We rested and bobbed about for a bit, there was a bit of a 'swell' - the wetsuits are quite bouyant, and then swam some more laps - by which time I was huffing and puffing like a steam train - how unfit?! Mhairi has a fancy watch which measures the distance and she informed me we had swum 399 yards....! What?!! I felt like I'd done the Ironman swim distance. I felt a tad deflated after that, but Mhairi said I'd done well. I glowed like a ten year old praised by her teacher. She was impressed I'd put my head straight in, and had gone straight out without flapping. I promised myself I would swim futher next time.

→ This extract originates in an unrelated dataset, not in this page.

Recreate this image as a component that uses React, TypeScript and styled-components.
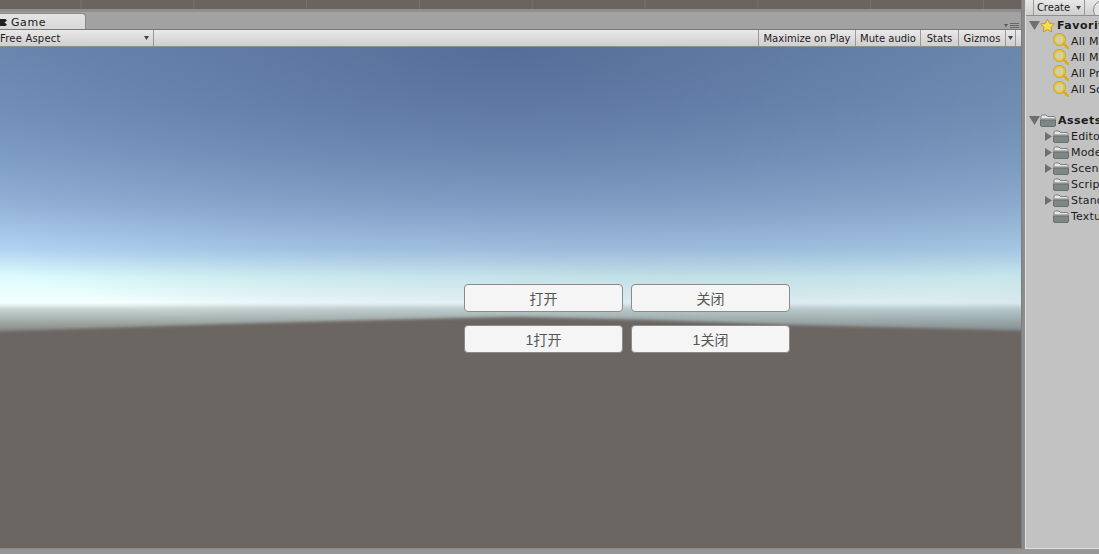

I felt 10 feet tall as we walked past the OAPs back to the car. I wanted to stop them and tell them I'd swum 399 yeard in the lake, didn't they know! I peeled the wetsuit off (15 minutes - I'd have to practice that if I ever want to take up triathlons, as the other athletes would have finished the bike leg while I would be still hopping about one leg in one leg out of wetsuit.) I suddenly realised that i felt a bit queasy - like sea sickness. Now I know I am a seriously bad traveller/passenger - I just need to look at a boat and get sea sick, but come on! I did feel like I'd just got off the Calais to Dover ferry, and didn't quite get my land legs back til later that afternoon.I was going to have get that sorted out.

I dried off, and just as I was going to take my cossie off, I realised I had made the same old school girl error. I'd left my knickers behind. Old habits die hard.